Ancak milletvekili listelerinin belirlenmesi ile tartışma ülkemizin temel meselelerinden listelerdeki isimler üzerine kaymıştır. Bu çerçevede benim ismim üzerinden de yorumlar yapılmaktadır.

Hatırlatmak isterim ki;

1994 tarihinde cumhuriyet savcısı oldum. Mesleğimi yaparken evrensel hukuk ilkelerine bağlı kaldım. Cumhuriyetin savcısı olduğumu hep aklımda tutarak çalıştım. 2007 tarihinde İdil’de faili meçhuller soruşturmasını başlatırken de Erzincan’da Fetullahçı çeteye yönelik soruşturmayı sürdürürken de, bu nedenle tutuklandığımda da Cumhuriyet savcısı olmanın sorumluluğu ile davrandım.

Çok sevdiğim mesleğimden istifa ederek, 2011 de CHP milletvekili seçildim.

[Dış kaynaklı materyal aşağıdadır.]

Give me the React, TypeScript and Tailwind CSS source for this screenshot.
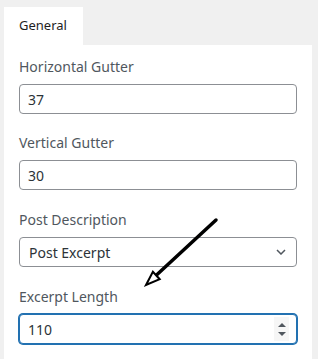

Haziran 2015 seçimlerinde ön seçimden birinci çıkarak milletvekilliğine devam ettim. 2011 de başlayan siyasal hayatımda da CHP’de sol/sosyal demokrat bir siyaset için çaba harcadım. 2020 Kurultayında genel başkanlığa aday olduğumda da siyasi çizgim aynıydı.

Ben siyasal mücadelemi aynı ilkelerle CHP içerisinde üye olarak halen sürdürüyorum ve sürdüreceğim de. Siyasal mücadelenin koltuk için değil toplum için yapılacağına inanıyorum. Benim istediklerim olmuyorsa CHP de olmasın diyecek bir anlayışım yok. Ne koltuk sahibi olmak için ilkelerimden vazgeçerim ne de mücadelede yenilince partime/yoldaşlarıma zarar veririm.

Mücadelem ve iddiam CHP içinde devam edecek. Kumpas davaları sürecinde uğradığım haksızlıkları dile getirenlere şükranlarımı sunuyorum.

Ancak bu kritik süreçte adımın CHP’ye zarar vermek için kullanılmasını kabul etmiyorum.

“HAKLI ELEŞTİRİLER DİKKATE ALINMALI”

Önümüzde ülke geleceğini belirleyecek bir seçim var. Anti demokratik seçim sisteminin dayattığı engelleri aşmak amacıyla ittifak yapan siyasi partilerin zorluklarının bilincindeyim, bu süreçlere dair öneri ve eleştirilerimi cesaretle her ortamda dile de getirdim. Özellikle listelerdeki bazı isimlere dönük haklı eleştirilerin parti karar vericileri tarafından dikkate alınması gerektiği kanaatindeyim.

Benim de tutuklandığım kumpas davaları sürecinde büyük bedeller ödeyen oldu. O dönemin sorumlularının kimler olduğu da bunlarla etkin ve adil bir hesaplaşmanın yapılmadığı da herkesin malumu. Ömrüm yettiğince bunun mücadelesini vereceğim.

Unutulmamalı ki bu hesaplaşmanın yolu da mevcut iktidardan kurtulmaktan geçmektedir”

İNCE NE DEMİŞTİ?

Memleket Partisi Genel Başkanı Muharrem İnce, dün paylaştığı mesajda, “Kumpas davaları sürerken, 16 Şubat 2010’da İlhan Cihaner Başsavcıyken tutuklandığında, Sadullah Ergin Adalet Bakanıydı. Bugün İlhan Cihaner listede yok ama Sadullah Ergin CHP milletvekili adayı. Vicdanınıza bırakıyorum..” ifadelerini kullanmıştı.